Um mundo pacífico bane a fome da face da terra. Adota a criança para alimentá-la e educá-la. Saciada e educada, a infância será saudável e um ser conciso habitará a Terra; preservará e melhorará o ambiente, que poderá delegar íntegro a seus sucessores.

A paz jamais pode existir no trânsito alucinado; no fanatismo ensandecido das torcidas; na disputa fraudulenta do poder em eleições manipuladas; na existência dos monopólios industriais e comerciais; no tráfico e consumo de drogas de qualquer espécie e na separação forçada pelo seqüestro, exílio ou migração involuntária.

Para garantir a paz, os governantes unirão esforços em torno do desenvolvimento pleno das nações e pela convivência fraterna dos povos com todas as suas diferenças culturais e religiosas. Libertarão os cidadãos de qualquer prepotência e respeitarão as leis, como primeiro exemplo a ser seguido pelos governados. Evitarão instigar o ódio racial. Respeitarão a liberdade. Auxiliarão os desprovidos. Garantirão a livre locomoção e manifestação. Aceitarão as críticas a eventuais erros cometidos e agirão de forma a corrigi-los com a brevidade desejada.

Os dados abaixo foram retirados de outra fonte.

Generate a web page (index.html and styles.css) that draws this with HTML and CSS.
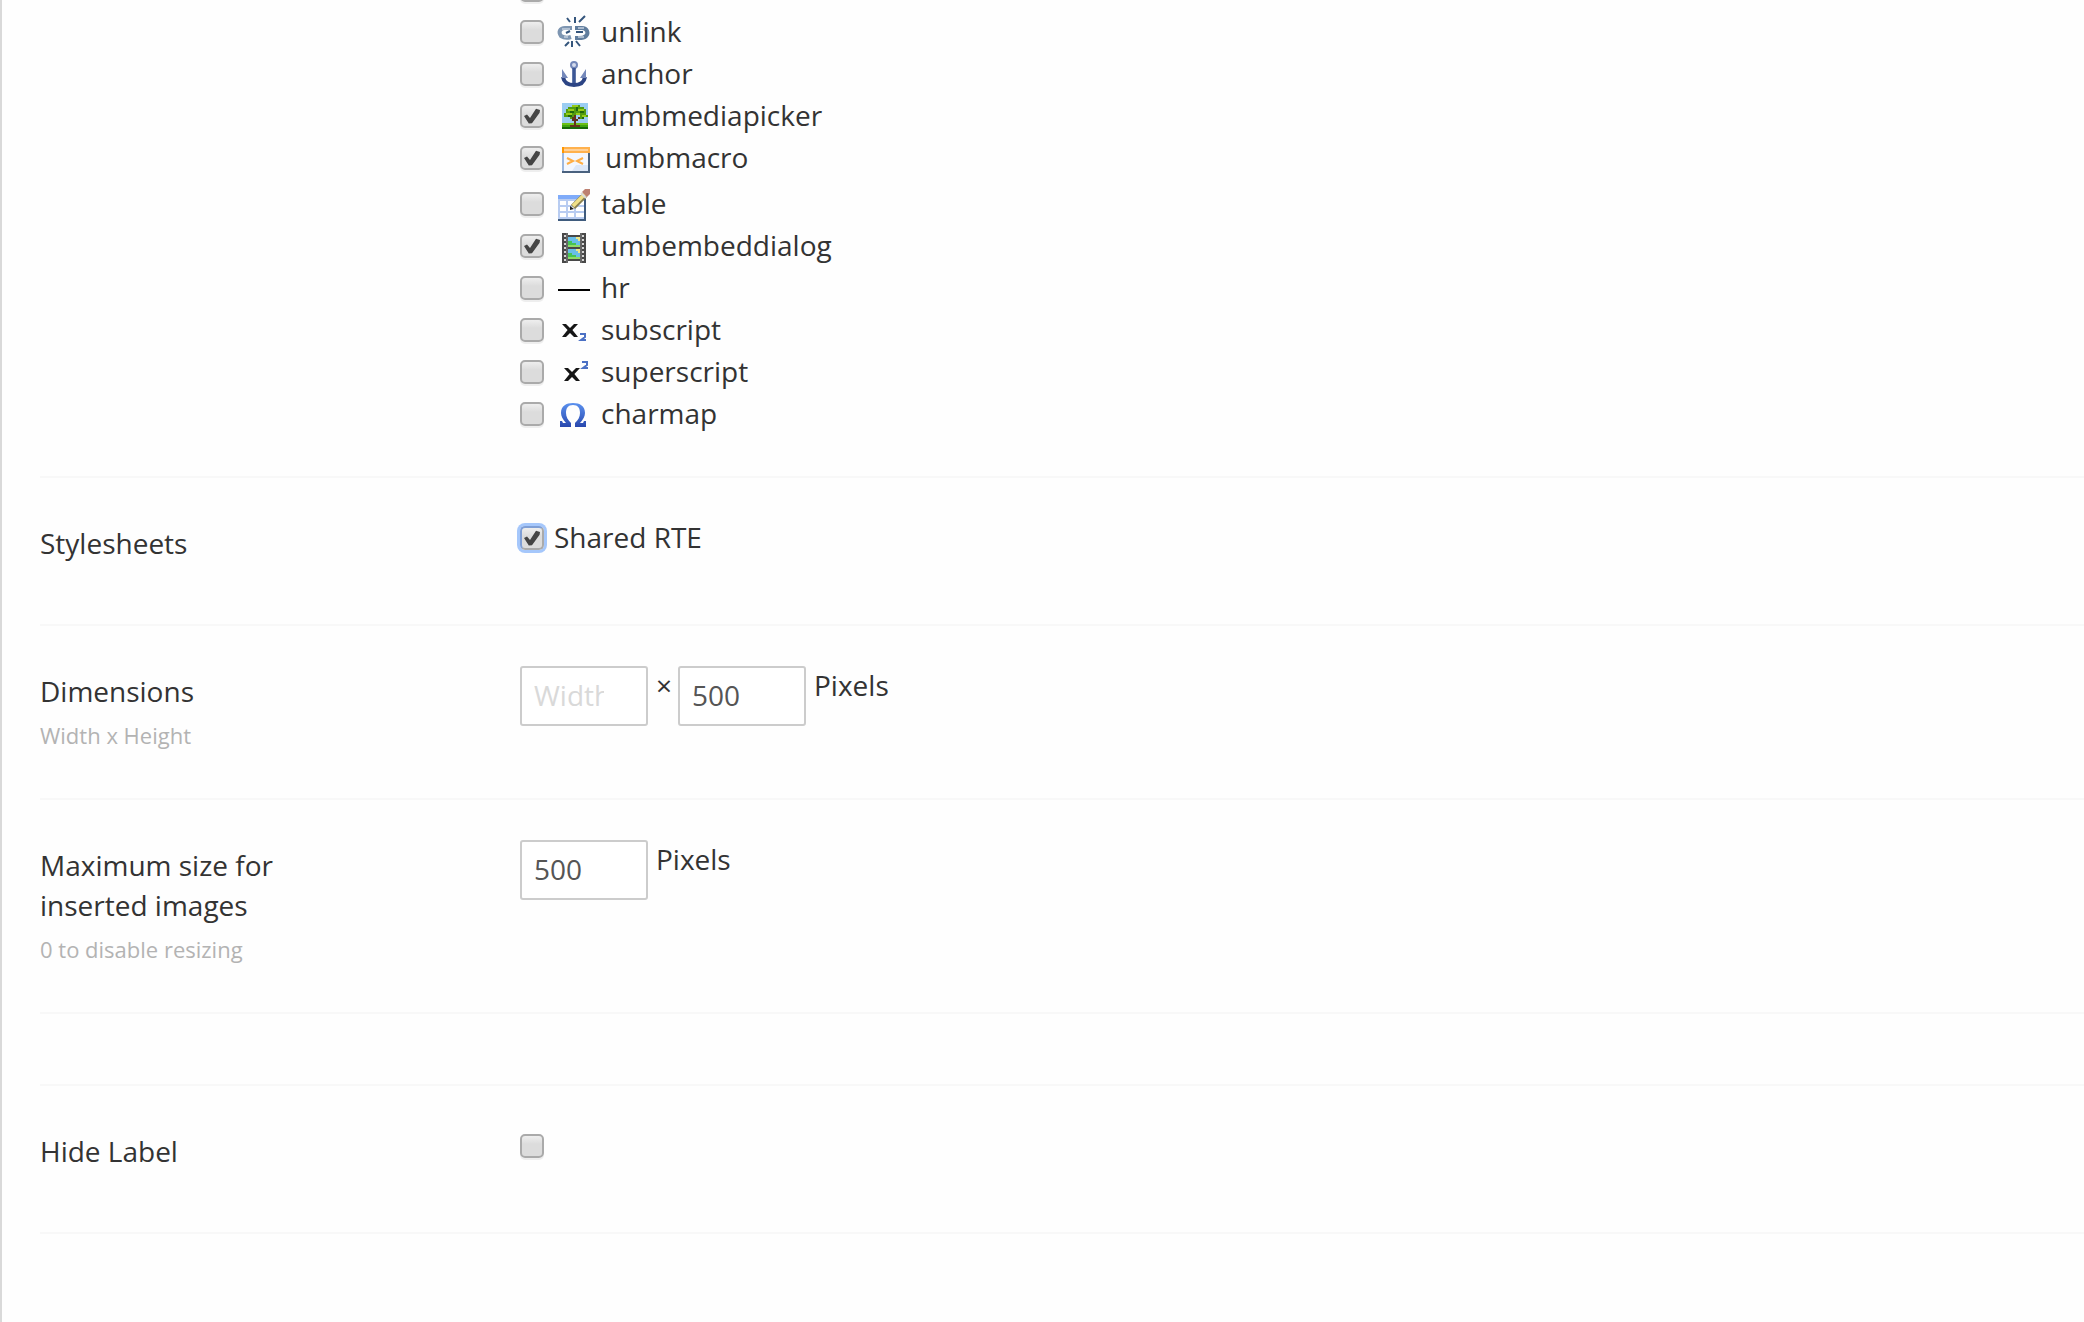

O anseio da paz perpassa o tempo. Ao longo dos séculos apareceram grandes defensores propondo fórmulas para sua perpetuação. Um dos maiores, São Francisco de Assis, associa a paz à natureza. Amigo dos animais, torna-se o primeiro ecologista conhecido. Nas suas orações pede ao Senhor para ser um instrumento da paz. O pacífico vive em harmonia e solidariedade com a natureza sem agredi-la pela poluição e/ou pela destruição dos ecossistemas, mantenedores da vida integrada e manifestada pelas múltiplas formas de seres existentes.

Betinho, Chico Mendes e José Lutzemberger foram eficientes no lançar de sementes cujos frutos a humanidade toda colherá, se souber compreendê-los. São ícones insubstituíveis, presentes na memória de quem cultua a paz como o bem de valor máximo a ser alcançado.

Outra figura ímpar para testemunhar a paz em nossa era foi Chico Xavier. Seu maior anseio, ao longo da vida, foi a paz de espírito e a felicidade de seus irmãos.

Quero ver um mundo sem dominadores e sem dominados. Quero crer que a violência do terrorismo, do roubo, do assalto, do seqüestro e da corrupção não existe. Quero ter a certeza que cessar fogo, trégua e bandeira branca apenas constem nos textos históricos, teimosos em contar as proezas humanas do passado enfocando as guerras, inglórias lutas da bestialidade humana. Quero ver ressaltados os feitos de Ghandi, Martin Luther King, Teresa de Calcutá e Irmã Dulce. Quero que a pomba branca possa voar livre o tempo todo, sem a necessidade de seu aprisionamento a fim de soltá-la em ocasiões especiais de simbólicos cultos à paz. Quero a permissão de sonhar, que somente haverá lágrimas de alegria e, se alguém chorar, seja pela dor da despedida de um ente querido rumo à busca da paz derradeira.

Quero oferecer uma flor a cada pessoa solidária. Quero ser uma companhia para o ser humano solitário. Quero levar um abraço a cada vítima de alguma violência. Quero pedir perdão a Deus por cada bomba que os homens explodiram para ferir e matar. Quero acariciar a toda criança órfã por causa da guerra. Quero ser uma luz na escuridão da ignorância onde tantos ainda não podem vislumbrar o horizonte do saber. Quero conter os insatisfeitos em seus protestos violentos e aconselhá-los a procurar o diálogo sereno e fraterno. Quero rogar aos mais bem aquinhoados que compartilhem a fartura com os menos favorecidos. Quero sugerir aos investidos no poder que sejam clementes na justiça com os subordinados. Quero que o “mais” diminua e anule a distância com o “menos”. Quero que mudem todas as filosofias para a única verdadeira, a do Amor.

Quero que a Paz esteja contigo, comigo, conosco e com todos.

Obs.: Este texto foi vencedor do Concurso de Crônicas CIPEL-CORREIO DO POVO – 2002 e publicado nesse jornal em dezembro daquele ano.